▶ _Task brief_:
Restate the listing that follows word for word, without its pictures.

-----

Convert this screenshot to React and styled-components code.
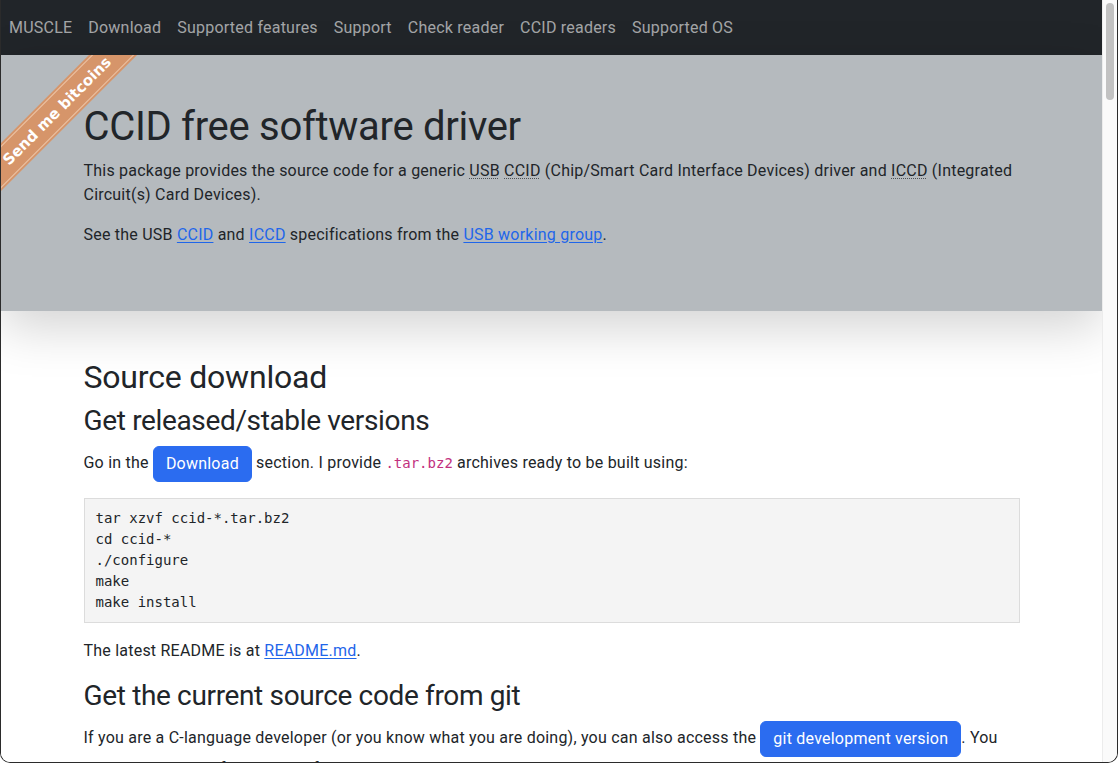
import styled, { createGlobalStyle } from "styled-components";

const GlobalStyle = createGlobalStyle`
  html, body {
    margin: 0;
    padding: 0;
    overflow: hidden;
    background: #fff;
  }
  * { box-sizing: border-box; }
`;

const Window = styled.div`
  width: 1118px;
  height: 763px;
  display: flex;
  border: 1px solid #2b2b2b;
  border-top: none;
  border-radius: 0 0 10px 10px;
  overflow: hidden;
  font-family: Roboto, "Liberation Sans", sans-serif;
  font-size: 16px;
  line-height: 24px;
  letter-spacing: 0.22px;
  color: #212529;
`;

const Viewport = styled.div`
  flex: 1;
  overflow: hidden;
  background: #fff;
`;

const Scrollbar = styled.div`
  width: 15px;
  background: #fafafa;
  border-left: 1px solid #ececec;
  padding: 3px 3px 0 3px;
`;

const Thumb = styled.div`
  height: 97px;
  border-radius: 4px;
  background: #c2c2c2;
`;

const Navbar = styled.nav`
  height: 55px;
  background: #212529;
  display: flex;
  align-items: center;
  gap: 16px;
  padding: 0 8px;
`;

const NavLink = styled.a`
  color: rgba(255, 255, 255, 0.6);
  text-decoration: none;
  font-size: 16px;
`;

const Jumbotron = styled.header`
  position: relative;
  overflow: hidden;
  background: #b5babe;
  padding: 48px 0;
  box-shadow: 0 1rem 3rem rgba(0, 0, 0, 0.175);
`;

const Ribbon = styled.div`
  position: absolute;
  left: -64px;
  top: 39px;
  width: 240px;
  height: 34px;
  transform: rotate(-45deg);
  background: #d6956a;
  color: #fff;
  font-family: "DejaVu Sans", Verdana, sans-serif;
  font-weight: bold;
  font-size: 15px;
  letter-spacing: 0;
  display: flex;
  align-items: center;
  justify-content: center;
  &::before, &::after {
    content: "";
    position: absolute;
    left: 0;
    right: 0;
    height: 1px;
    background: rgba(255, 235, 215, 0.55);
  }
  &::before { top: 2px; }
  &::after { bottom: 2px; }
`;

const Container = styled.div`
  max-width: 960px;
  margin: 0 auto;
  padding: 0 12px;
`;

const Main = styled.main`
  position: relative;
  padding-top: 47px;
`;

const Title = styled.h1`
  font-size: 40px;
  line-height: 48px;
  font-weight: 400;
  letter-spacing: -0.3px;
  margin: 0 0 8px;
`;

const SectionTitle = styled.h2`
  font-size: 32px;
  line-height: 38.4px;
  font-weight: 400;
  letter-spacing: -0.2px;
  margin: 0 0 8px;
`;

const SubTitle = styled.h3`
  font-size: 28px;
  line-height: 33.6px;
  font-weight: 400;
  letter-spacing: -0.35px;
  margin: 0 0 8px;
`;

const Para = styled.p`
  margin: 0 0 16px;
`;

const Abbr = styled.abbr`
  text-decoration: underline dotted;
  text-decoration-thickness: 1px;
  text-decoration-color: rgba(33, 37, 41, 0.7);
  text-underline-offset: 2px;
  cursor: help;
`;

const Link = styled.a`
  color: #1f66ea;
  text-decoration: underline;
  text-underline-offset: 2px;
`;

const Button = styled.a`
  display: inline-block;
  padding: 5px 12px;
  border: 1px solid #2b6cf0;
  border-radius: 6px;
  background: #2b6cf0;
  color: #fff;
  text-decoration: none;
  line-height: 24px;
  vertical-align: middle;
`;

const Code = styled.code`
  font-family: "DejaVu Sans Mono", "Liberation Mono", monospace;
  font-size: 14px;
  letter-spacing: 0;
  color: #c2307e;
`;

const Pre = styled.pre`
  margin: 0 0 16px;
  padding: 9px 11px;
  background: #f4f4f4;
  border: 1px solid #dcdcdc;
  font-family: "DejaVu Sans Mono", "Liberation Mono", monospace;
  font-size: 14px;
  line-height: 21px;
  letter-spacing: 0;
  color: #212529;
`;

const navItems = [
  "MUSCLE",
  "Download",
  "Supported features",
  "Support",
  "Check reader",
  "CCID readers",
  "Supported OS",
];

const buildSteps = [
  "tar xzvf ccid-*.tar.bz2",
  "cd ccid-*",
  "./configure",
  "make",
  "make install",
];

export default function App() {
  return (
    <>
      <GlobalStyle />
      <Window>
        <Viewport>
          <Navbar>
            {navItems.map((item) => (
              <NavLink key={item} href="#">{item}</NavLink>
            ))}
          </Navbar>

          <Jumbotron>
            <Ribbon>Send me bitcoins</Ribbon>
            <Container>
              <Title>CCID free software driver</Title>
              <Para>
                This package provides the source code for a generic{" "}
                <Abbr title="Universal Serial Bus">USB</Abbr>{" "}
                <Abbr title="Chip/Smart Card Interface Devices">CCID</Abbr> (Chip/Smart Card
                Interface Devices) driver and{" "}
                <Abbr title="Integrated Circuit(s) Card Devices">ICCD</Abbr> (Integrated
                Circuit(s) Card Devices).
              </Para>
              <Para>
                See the USB <Link href="#">CCID</Link> and <Link href="#">ICCD</Link>{" "}
                specifications from the <Link href="#">USB working group</Link>.
              </Para>
            </Container>
          </Jumbotron>

          <Main>
            <Container>
              <SectionTitle>Source download</SectionTitle>
              <SubTitle>Get released/stable versions</SubTitle>
              <Para>
                Go in the <Button href="#">Download</Button> section. I provide{" "}
                <Code>.tar.bz2</Code> archives ready to be built using:
              </Para>
              <Pre>{buildSteps.join("\n")}</Pre>
              <Para>
                The latest README is at <Link href="#">README.md</Link>.
              </Para>
              <SubTitle>Get the current source code from git</SubTitle>
              <Para>
                If you are a C-language developer (or you know what you are doing), you can
                also access the <Button href="#">git development version</Button>. You
                should use it only if you need a feature not yet in a released version.
              </Para>
            </Container>
          </Main>
        </Viewport>
        <Scrollbar>
          <Thumb />
        </Scrollbar>
      </Window>
    </>
  );
}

-----

▶ _Written solution_:
Convert this screenshot to React and styled-components code.
import styled, { createGlobalStyle } from "styled-components";

const GlobalStyle = createGlobalStyle`
  html, body {
    margin: 0;
    padding: 0;
    overflow: hidden;
    background: #fff;
  }
  * { box-sizing: border-box; }
`;

const Window = styled.div`
  width: 1118px;
  height: 763px;
  display: flex;
  border: 1px solid #2b2b2b;
  border-top: none;
  border-radius: 0 0 10px 10px;
  overflow: hidden;
  font-family: Roboto, "Liberation Sans", sans-serif;
  font-size: 16px;
  line-height: 24px;
  letter-spacing: 0.22px;
  color: #212529;
`;

const Viewport = styled.div`
  flex: 1;
  overflow: hidden;
  background: #fff;
`;

const Scrollbar = styled.div`
  width: 15px;
  background: #fafafa;
  border-left: 1px solid #ececec;
  padding: 3px 3px 0 3px;
`;

const Thumb = styled.div`
  height: 97px;
  border-radius: 4px;
  background: #c2c2c2;
`;

const Navbar = styled.nav`
  height: 55px;
  background: #212529;
  display: flex;
  align-items: center;
  gap: 16px;
  padding: 0 8px;
`;

const NavLink = styled.a`
  color: rgba(255, 255, 255, 0.6);
  text-decoration: none;
  font-size: 16px;
`;

const Jumbotron = styled.header`
  position: relative;
  overflow: hidden;
  background: #b5babe;
  padding: 48px 0;
  box-shadow: 0 1rem 3rem rgba(0, 0, 0, 0.175);
`;

const Ribbon = styled.div`
  position: absolute;
  left: -64px;
  top: 39px;
  width: 240px;
  height: 34px;
  transform: rotate(-45deg);
  background: #d6956a;
  color: #fff;
  font-family: "DejaVu Sans", Verdana, sans-serif;
  font-weight: bold;
  font-size: 15px;
  letter-spacing: 0;
  display: flex;
  align-items: center;
  justify-content: center;
  &::before, &::after {
    content: "";
    position: absolute;
    left: 0;
    right: 0;
    height: 1px;
    background: rgba(255, 235, 215, 0.55);
  }
  &::before { top: 2px; }
  &::after { bottom: 2px; }
`;

const Container = styled.div`
  max-width: 960px;
  margin: 0 auto;
  padding: 0 12px;
`;

const Main = styled.main`
  position: relative;
  padding-top: 47px;
`;

const Title = styled.h1`
  font-size: 40px;
  line-height: 48px;
  font-weight: 400;
  letter-spacing: -0.3px;
  margin: 0 0 8px;
`;

const SectionTitle = styled.h2`
  font-size: 32px;
  line-height: 38.4px;
  font-weight: 400;
  letter-spacing: -0.2px;
  margin: 0 0 8px;
`;

const SubTitle = styled.h3`
  font-size: 28px;
  line-height: 33.6px;
  font-weight: 400;
  letter-spacing: -0.35px;
  margin: 0 0 8px;
`;

const Para = styled.p`
  margin: 0 0 16px;
`;

const Abbr = styled.abbr`
  text-decoration: underline dotted;
  text-decoration-thickness: 1px;
  text-decoration-color: rgba(33, 37, 41, 0.7);
  text-underline-offset: 2px;
  cursor: help;
`;

const Link = styled.a`
  color: #1f66ea;
  text-decoration: underline;
  text-underline-offset: 2px;
`;

const Button = styled.a`
  display: inline-block;
  padding: 5px 12px;
  border: 1px solid #2b6cf0;
  border-radius: 6px;
  background: #2b6cf0;
  color: #fff;
  text-decoration: none;
  line-height: 24px;
  vertical-align: middle;
`;

const Code = styled.code`
  font-family: "DejaVu Sans Mono", "Liberation Mono", monospace;
  font-size: 14px;
  letter-spacing: 0;
  color: #c2307e;
`;

const Pre = styled.pre`
  margin: 0 0 16px;
  padding: 9px 11px;
  background: #f4f4f4;
  border: 1px solid #dcdcdc;
  font-family: "DejaVu Sans Mono", "Liberation Mono", monospace;
  font-size: 14px;
  line-height: 21px;
  letter-spacing: 0;
  color: #212529;
`;

const navItems = [
  "MUSCLE",
  "Download",
  "Supported features",
  "Support",
  "Check reader",
  "CCID readers",
  "Supported OS",
];

const buildSteps = [
  "tar xzvf ccid-*.tar.bz2",
  "cd ccid-*",
  "./configure",
  "make",
  "make install",
];

export default function App() {
  return (
    <>
      <GlobalStyle />
      <Window>
        <Viewport>
          <Navbar>
            {navItems.map((item) => (
              <NavLink key={item} href="#">{item}</NavLink>
            ))}
          </Navbar>

          <Jumbotron>
            <Ribbon>Send me bitcoins</Ribbon>
            <Container>
              <Title>CCID free software driver</Title>
              <Para>
                This package provides the source code for a generic{" "}
                <Abbr title="Universal Serial Bus">USB</Abbr>{" "}
                <Abbr title="Chip/Smart Card Interface Devices">CCID</Abbr> (Chip/Smart Card
                Interface Devices) driver and{" "}
                <Abbr title="Integrated Circuit(s) Card Devices">ICCD</Abbr> (Integrated
                Circuit(s) Card Devices).
              </Para>
              <Para>
                See the USB <Link href="#">CCID</Link> and <Link href="#">ICCD</Link>{" "}
                specifications from the <Link href="#">USB working group</Link>.
              </Para>
            </Container>
          </Jumbotron>

          <Main>
            <Container>
              <SectionTitle>Source download</SectionTitle>
              <SubTitle>Get released/stable versions</SubTitle>
              <Para>
                Go in the <Button href="#">Download</Button> section. I provide{" "}
                <Code>.tar.bz2</Code> archives ready to be built using:
              </Para>
              <Pre>{buildSteps.join("\n")}</Pre>
              <Para>
                The latest README is at <Link href="#">README.md</Link>.
              </Para>
              <SubTitle>Get the current source code from git</SubTitle>
              <Para>
                If you are a C-language developer (or you know what you are doing), you can
                also access the <Button href="#">git development version</Button>. You
                should use it only if you need a feature not yet in a released version.
              </Para>
            </Container>
          </Main>
        </Viewport>
        <Scrollbar>
          <Thumb />
        </Scrollbar>
      </Window>
    </>
  );
}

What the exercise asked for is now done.